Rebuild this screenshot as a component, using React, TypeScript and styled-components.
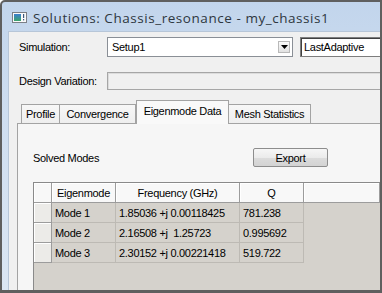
import React from 'react';
import styled, { createGlobalStyle } from 'styled-components';

const GlobalStyle = createGlobalStyle`
  body {
    margin: 0;
    background: #ffffff;
    font-family: "Liberation Sans", Arial, sans-serif;
  }
`;

// Window chrome
const Window = styled.div`
  width: 382px;
  height: 293px;
  box-sizing: border-box;
  border: 2px solid #5f5f5f;
  border-bottom-width: 3px;
  border-top-left-radius: 5px;
  background: linear-gradient(180deg, #c2d5ec 0%, #cfdef0 40%, #dbe6f3 100%);
  display: flex;
  flex-direction: column;
  overflow: hidden;
`;

const TitleBar = styled.div`
  height: 29px;
  flex: none;
  display: flex;
  align-items: center;
  gap: 6px;
  padding-left: 10px;
  padding-top: 2px;
  box-sizing: border-box;
`;

const TitleText = styled.span`
  font-family: "Open Sans", "Noto Sans", sans-serif;
  font-size: 13.5px;
  color: #2e3640;
  white-space: nowrap;
  letter-spacing: 0.55px;
`;

const Client = styled.div`
  flex: 1;
  margin-left: 6px;
  background: #f0f0f0;
  border-top: 1px solid #b7c6d8;
  border-left: 1px solid #b7c6d8;
  display: flex;
  flex-direction: column;
  overflow: hidden;
  font-size: 11px;
  letter-spacing: -0.3px;
  color: #000;
`;

// Form rows
const FormRow = styled.div<{ top: number; h: number }>`
  display: flex;
  align-items: center;
  margin-top: ${({ top }) => top}px;
  height: ${({ h }) => h}px;
  flex: none;
`;

const Label = styled.span`
  width: 88px;
  padding-left: 10px;
  flex: none;
  white-space: nowrap;
`;

const Combo = styled.div`
  width: 186px;
  height: 100%;
  box-sizing: border-box;
  background: #fff;
  border: 1px solid #8a8f96;
  display: flex;
  align-items: center;
  justify-content: space-between;
  padding: 0 2px 0 4px;
`;

const DropButton = styled.div`
  width: 12px;
  height: 12px;
  box-sizing: border-box;
  border: 1px solid #b9b9b9;
  background: linear-gradient(180deg, #fbfbfb, #e2e2e2);
  display: flex;
  align-items: center;
  justify-content: center;
`;

const TextBox = styled.div<{ disabled?: boolean }>`
  flex: 1;
  height: 100%;
  box-sizing: border-box;
  margin-left: ${({ disabled }) => (disabled ? 0 : 7)}px;
  background: ${({ disabled }) => (disabled ? '#f0f0f0' : '#ffffff')};
  border: 1px solid ${({ disabled }) => (disabled ? '#a6a6a6' : '#7d7d7d')};
  border-right: none;
  box-shadow: inset 1px 1px 0 ${({ disabled }) => (disabled ? '#dcdcdc' : '#404040')};
  display: flex;
  align-items: center;
  padding-left: 3px;
  white-space: nowrap;
`;

// Tabs
const TabArea = styled.div`
  flex: 1;
  margin: 10px 0 0 8px;
  display: flex;
  flex-direction: column;
  min-height: 0;
`;

const TabStrip = styled.div`
  height: 23px;
  flex: none;
  display: flex;
  align-items: flex-end;
  padding-left: 4px;
  position: relative;
  z-index: 1;
`;

const Tab = styled.div<{ w: number; active?: boolean }>`
  width: ${({ w }) => w}px;
  height: ${({ active }) => (active ? 24 : 19)}px;
  margin-bottom: ${({ active }) => (active ? -1 : 0)}px;
  box-sizing: border-box;
  border: 1px solid #a3a3a3;
  border-bottom: none;
  border-left-width: ${({ active }) => (active ? 1 : 0)}px;
  background: ${({ active }) => (active ? '#f9f9f9' : 'linear-gradient(180deg, #f7f7f7, #eeeeee)')};
  display: flex;
  align-items: center;
  justify-content: center;
  padding-bottom: ${({ active }) => (active ? 3 : 0)}px;
  white-space: nowrap;
  &:first-child {
    border-left-width: 1px;
  }
`;

const Panel = styled.div`
  flex: 1;
  background: #f6f6f6;
  border-top: 1px solid #a3a3a3;
  border-left: 1px solid #a3a3a3;
  padding: 24px 0 0 15px;
  display: flex;
  flex-direction: column;
  min-height: 0;
`;

const ToolRow = styled.div`
  height: 19px;
  flex: none;
  display: flex;
  align-items: center;
`;

const SectionLabel = styled.span`
  width: 220px;
`;

const Button = styled.div`
  width: 75px;
  height: 19px;
  box-sizing: border-box;
  border: 1px solid #8d8d8d;
  border-radius: 2px;
  background: linear-gradient(180deg, #f6f6f6 0%, #ebebeb 50%, #dcdcdc 51%, #d3d3d3 100%);
  display: flex;
  align-items: center;
  justify-content: center;
`;

// Grid
const Grid = styled.div`
  flex: 1;
  margin-top: 15px;
  background: #d5d2cc;
  border-top: 1px solid #8a8a8a;
  border-left: 1px solid #8a8a8a;
  display: grid;
  grid-template-columns: 18px 64px 124px 64px 1fr;
  grid-auto-rows: 20px;
  align-content: start;
`;

const HeadCell = styled.div`
  background: #f8f8f8;
  border-right: 1px solid #9c9c9c;
  border-bottom: 1px solid #9c9c9c;
  box-shadow: inset 1px 1px 0 #ffffff;
  display: flex;
  align-items: center;
  justify-content: center;
  white-space: nowrap;
`;

const RowHead = styled.div`
  background: #ecebe8;
  border-right: 1px solid #9c9c9c;
  border-bottom: 1px solid #9c9c9c;
  box-shadow: inset 1px 1px 0 #ffffff;
`;

const Cell = styled.div`
  border-right: 1px solid #bdbab4;
  border-bottom: 1px solid #bdbab4;
  display: flex;
  align-items: center;
  padding-left: 3px;
  white-space: pre;
  overflow: hidden;
`;

const Filler = styled.div``;

const AppIcon = () => (
  <svg width="15" height="11" viewBox="0 0 15 11">
    <defs>
      <linearGradient id="ig" x1="0" y1="0" x2="0" y2="1">
        <stop offset="0" stopColor="#3b7fd0" />
        <stop offset="1" stopColor="#3aa36a" />
      </linearGradient>
    </defs>
    <rect x="0.5" y="0.5" width="14" height="10" fill="#fafafa" stroke="#7b7f86" />
    <rect x="2" y="2" width="7" height="7" fill="url(#ig)" />
    <rect x="11" y="2" width="1.2" height="4" fill="#3d5a80" />
    <rect x="11" y="7" width="1.2" height="1.4" fill="#3d5a80" />
  </svg>
);

const Arrow = () => (
  <svg width="7" height="4" viewBox="0 0 7 4">
    <path d="M0 0 H7 L3.5 4 Z" fill="#000" />
  </svg>
);

const modes = [
  { name: 'Mode 1', freq: '1.85036 +j 0.00118425', q: '781.238' },
  { name: 'Mode 2', freq: '2.16508 +j  1.25723', q: '0.995692' },
  { name: 'Mode 3', freq: '2.30152 +j 0.00221418', q: '519.722' },
];

const App: React.FC = () => (
  <>
    <GlobalStyle />
    <Window>
      <TitleBar>
        <AppIcon />
        <TitleText>Solutions: Chassis_resonance - my_chassis1</TitleText>
      </TitleBar>
      <Client>
        <FormRow top={5} h={20}>
          <Label>Simulation:</Label>
          <Combo>
            <span>Setup1</span>
            <DropButton>
              <Arrow />
            </DropButton>
          </Combo>
          <TextBox>LastAdaptive</TextBox>
        </FormRow>
        <FormRow top={15} h={18}>
          <Label>Design Variation:</Label>
          <TextBox disabled />
        </FormRow>
        <TabArea>
          <TabStrip>
            <Tab w={39}>Profile</Tab>
            <Tab w={76}>Convergence</Tab>
            <Tab w={93} active>Eigenmode Data</Tab>
            <Tab w={82}>Mesh Statistics</Tab>
          </TabStrip>
          <Panel>
            <ToolRow>
              <SectionLabel>Solved Modes</SectionLabel>
              <Button>Export</Button>
            </ToolRow>
            <Grid>
              <HeadCell />
              <HeadCell>Eigenmode</HeadCell>
              <HeadCell>Frequency (GHz)</HeadCell>
              <HeadCell>Q</HeadCell>
              <HeadCell />
              {modes.map((m) => (
                <React.Fragment key={m.name}>
                  <RowHead />
                  <Cell>{m.name}</Cell>
                  <Cell>{m.freq}</Cell>
                  <Cell>{m.q}</Cell>
                  <Filler />
                </React.Fragment>
              ))}
            </Grid>
          </Panel>
        </TabArea>
      </Client>
    </Window>
  </>
);

export default App;
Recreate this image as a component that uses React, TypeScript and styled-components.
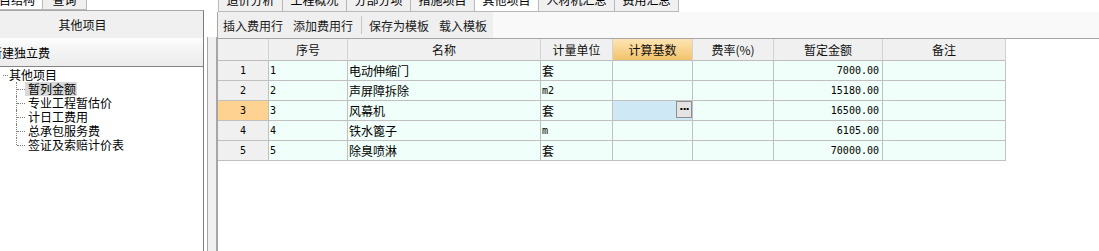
import * as React from 'react';
import styled, { createGlobalStyle } from 'styled-components';

const GlobalStyle = createGlobalStyle`
  html, body {
    margin: 0;
    padding: 0;
    background: #fff;
    overflow: hidden;
  }
  body {
    font-family: "Noto Sans CJK SC", "Liberation Sans", sans-serif;
    font-size: 12px;
    color: #000;
  }
  * { box-sizing: border-box; }
`;

const Page = styled.div`
  display: flex;
  width: 1099px;
  height: 251px;
  overflow: hidden;
  background: #fff;
`;

const LeftPane = styled.div`
  flex: none;
  width: 242px;
  margin-left: -38px;
  display: flex;
  flex-direction: column;
`;

const TabStrip = styled.div<{ $height: number }>`
  display: flex;
  flex: none;
  height: ${p => p.$height}px;
  margin-top: -11px;
  padding-left: 1px;
`;

const Tab = styled.div<{ $active?: boolean; $pad: string }>`
  height: 100%;
  padding: 0 ${p => p.$pad};
  line-height: 22px;
  white-space: nowrap;
  background: ${p => (p.$active ? '#fff' : '#f0f0f0')};
  border: 1px solid #b9b9b9;
  border-left: none;
  border-top: none;
  color: #000;

  &:first-child {
    border-left: 1px solid #b9b9b9;
  }
`;

const PanelBody = styled.div`
  flex: 1;
  display: flex;
  flex-direction: column;
  border-top: 1px solid #a8a8a8;
  border-right: 1px solid #7c7c7c;
`;

const PanelHeader = styled.div`
  height: 27px;
  display: flex;
  align-items: center;
  justify-content: center;
  background: #f0f0f0;
  font-size: 12px;
  color: #111;
`;

const NewButtonRow = styled.div`
  height: 28px;
  display: flex;
  align-items: center;
  padding-left: 28px;
  background: linear-gradient(#fefefe, #f4f4f4 40%, #ececec);
  color: #000;
`;

const TreeBox = styled.div`
  flex: 1;
  background: #fff;
  border-top: 1px solid #838383;
  padding: 1px 0 0 38px;
`;

const TreeRoot = styled.div`
  position: relative;
  height: 14px;
  line-height: 14px;
  padding-left: 9px;

  &::before {
    content: '';
    position: absolute;
    left: 3px;
    top: 7px;
    width: 5px;
    border-top: 1px dotted #808080;
  }
`;

const TreeChildren = styled.div`
  margin-left: 16px;
`;

const TreeChild = styled.div`
  position: relative;
  height: 14px;
  line-height: 14px;
  padding-left: 9px;

  &::before {
    content: '';
    position: absolute;
    left: 0;
    top: 0;
    bottom: 0;
    border-left: 1px dotted #808080;
  }
  &:last-child::before {
    bottom: 7px;
  }
  &::after {
    content: '';
    position: absolute;
    left: 1px;
    top: 7px;
    width: 8px;
    border-top: 1px dotted #808080;
  }
`;

const TreeLabel = styled.span<{ $selected?: boolean }>`
  display: inline-block;
  height: 14px;
  padding: 0 1px 0 3px;
  background: ${p => (p.$selected ? '#d9d9d9' : 'transparent')};
`;

const Splitter = styled.div`
  flex: none;
  width: 10px;
  margin: 37px 0 0 3px;
  background: #f0f0f0;
  border-left: 1px solid #a6a6a6;
  border-right: 1px solid #a6a6a6;
`;

const RightPane = styled.div`
  flex: 1;
  display: flex;
  flex-direction: column;
  min-width: 0;
`;

const RightBody = styled.div`
  flex: 1;
  display: flex;
  flex-direction: column;
  border-left: 1px solid #a6a6a6;
`;

const ToolbarRow = styled.div`
  flex: none;
  height: 26px;
  display: flex;
  background: #f9f9f9;
`;

const Toolbar = styled.div`
  display: flex;
  align-items: center;
  padding: 0 1px 0 0;
  background: #efefef;
`;

const ToolButton = styled.div`
  padding: 0 5px;
  color: #1a1a1a;
  white-space: nowrap;
`;

const ToolSeparator = styled.div`
  width: 1px;
  height: 18px;
  margin: 0 2px 0 3px;
  background: #c6c6c6;
`;

const GridArea = styled.div`
  flex: 1;
  border-top: 1px solid #a6a6a6;
`;

const COLS = [51, 79, 193, 72, 80, 81, 109, 123];

const Grid = styled.div`
  display: grid;
  grid-template-columns: ${COLS.map(c => `${c}px`).join(' ')};
  width: ${COLS.reduce((a, b) => a + b, 0)}px;
`;

const HeadCell = styled.div<{ $hot?: boolean }>`
  height: 22px;
  display: flex;
  align-items: center;
  justify-content: center;
  background: ${p => (p.$hot ? 'linear-gradient(#fde4b3, #f3c36c)' : '#f0f0f0')};
  border-right: 1px solid #d2d2d2;
  border-bottom: 1px solid #bdbdbd;
  white-space: nowrap;
  color: #111;

  &:last-child {
    border-right-color: #bdbdbd;
  }
`;

const RowHead = styled.div<{ $current?: boolean }>`
  height: 20px;
  display: flex;
  align-items: center;
  justify-content: center;
  background: ${p => (p.$current ? '#fed291' : '#f0f0f0')};
  border-right: 1px solid #c0c0c0;
  border-bottom: 1px solid #c0c0c0;
  font-family: "DejaVu Sans Mono", "Liberation Mono", monospace;
  font-size: 10px;
`;

const Cell = styled.div<{ $align?: 'left' | 'right'; $mono?: boolean }>`
  height: 20px;
  display: flex;
  align-items: center;
  justify-content: ${p => (p.$align === 'right' ? 'flex-end' : 'flex-start')};
  padding: ${p => (p.$align === 'right' ? '0 3px 0 0' : '0 0 0 1px')};
  background: #f0fff9;
  border-right: 1px solid #c0c0c0;
  border-bottom: 1px solid #c0c0c0;
  white-space: nowrap;
  overflow: hidden;
  font-family: ${p =>
    p.$mono
      ? '"DejaVu Sans Mono", "Liberation Mono", monospace'
      : '"Noto Sans CJK SC", "Liberation Sans", sans-serif'};
  font-size: ${p => (p.$mono ? '10px' : '12px')};
`;

const EditCell = styled.div`
  height: 20px;
  display: flex;
  align-items: flex-start;
  justify-content: flex-end;
  background: #cfe8f5;
  border-right: 1px solid #c0c0c0;
  border-bottom: 1px solid #c0c0c0;
`;

const DotsButton = styled.div`
  width: 16px;
  height: 17px;
  display: flex;
  align-items: center;
  justify-content: center;
  background: #e4e4e4;
  border: 1px solid #8e8e8e;
  font-family: "DejaVu Sans", sans-serif;
  font-weight: bold;
  font-size: 11px;
  letter-spacing: -1px;
  line-height: 1;
`;

interface Row {
  no: string;
  name: string;
  unit: string;
  amount: string;
}

const rows: Row[] = [
  { no: '1', name: '电动伸缩门', unit: '套', amount: '7000.00' },
  { no: '2', name: '声屏障拆除', unit: 'm2', amount: '15180.00' },
  { no: '3', name: '风幕机', unit: '套', amount: '16500.00' },
  { no: '4', name: '铁水篦子', unit: 'm', amount: '6105.00' },
  { no: '5', name: '除臭喷淋', unit: '套', amount: '70000.00' },
];

const headers = ['', '序号', '名称', '计量单位', '计算基数', '费率(%)', '暂定金额', '备注'];

const rightTabs = ['造价分析', '工程概况', '分部分项', '措施项目', '其他项目', '人材机汇总', '费用汇总'];

const treeItems = ['暂列金额', '专业工程暂估价', '计日工费用', '总承包服务费', '签证及索赔计价表'];

const CURRENT_ROW = 2;

export default function App() {
  return (
    <>
      <GlobalStyle />
      <Page>
        <LeftPane>
          <TabStrip $height={21}>
            <Tab $active $pad="7px 0 23px">项目结构</Tab>
            <Tab $pad="9.5px">查询</Tab>
          </TabStrip>
          <PanelBody>
            <PanelHeader>其他项目</PanelHeader>
            <NewButtonRow>新建独立费</NewButtonRow>
            <TreeBox>
              <TreeRoot>其他项目</TreeRoot>
              <TreeChildren>
                {treeItems.map((item, i) => (
                  <TreeChild key={item}>
                    <TreeLabel $selected={i === 0}>{item}</TreeLabel>
                  </TreeChild>
                ))}
              </TreeChildren>
            </TreeBox>
          </PanelBody>
        </LeftPane>

        <Splitter />

        <RightPane>
          <TabStrip $height={23}>
            {rightTabs.map(t => (
              <Tab key={t} $pad="7.5px" $active={t === '其他项目'}>
                {t}
              </Tab>
            ))}
          </TabStrip>
          <RightBody>
            <ToolbarRow>
              <Toolbar>
                <ToolButton>插入费用行</ToolButton>
                <ToolButton>添加费用行</ToolButton>
                <ToolSeparator />
                <ToolButton>保存为模板</ToolButton>
                <ToolButton>载入模板</ToolButton>
              </Toolbar>
            </ToolbarRow>
            <GridArea>
              <Grid>
                {headers.map((h, i) => (
                  <HeadCell key={i} $hot={h === '计算基数'}>
                    {h}
                  </HeadCell>
                ))}
                {rows.map((row, i) => (
                  <React.Fragment key={row.no}>
                    <RowHead $current={i === CURRENT_ROW}>{row.no}</RowHead>
                    <Cell $mono>{row.no}</Cell>
                    <Cell>{row.name}</Cell>
                    <Cell $mono={row.unit !== '套'}>{row.unit}</Cell>
                    {i === CURRENT_ROW ? (
                      <EditCell>
                        <DotsButton>···</DotsButton>
                      </EditCell>
                    ) : (
                      <Cell />
                    )}
                    <Cell />
                    <Cell $align="right" $mono>
                      {row.amount}
                    </Cell>
                    <Cell />
                  </React.Fragment>
                ))}
              </Grid>
            </GridArea>
          </RightBody>
        </RightPane>
      </Page>
    </>
  );
}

..........

● Required work:
From the listing, copy every line where the string "components" appears.

● Correct output:
Rebuild this screenshot as a component, using React, TypeScript and styled-components.
import styled, { createGlobalStyle } from 'styled-components';
Recreate this image as a component that uses React, TypeScript and styled-components.
import styled, { createGlobalStyle } from 'styled-components';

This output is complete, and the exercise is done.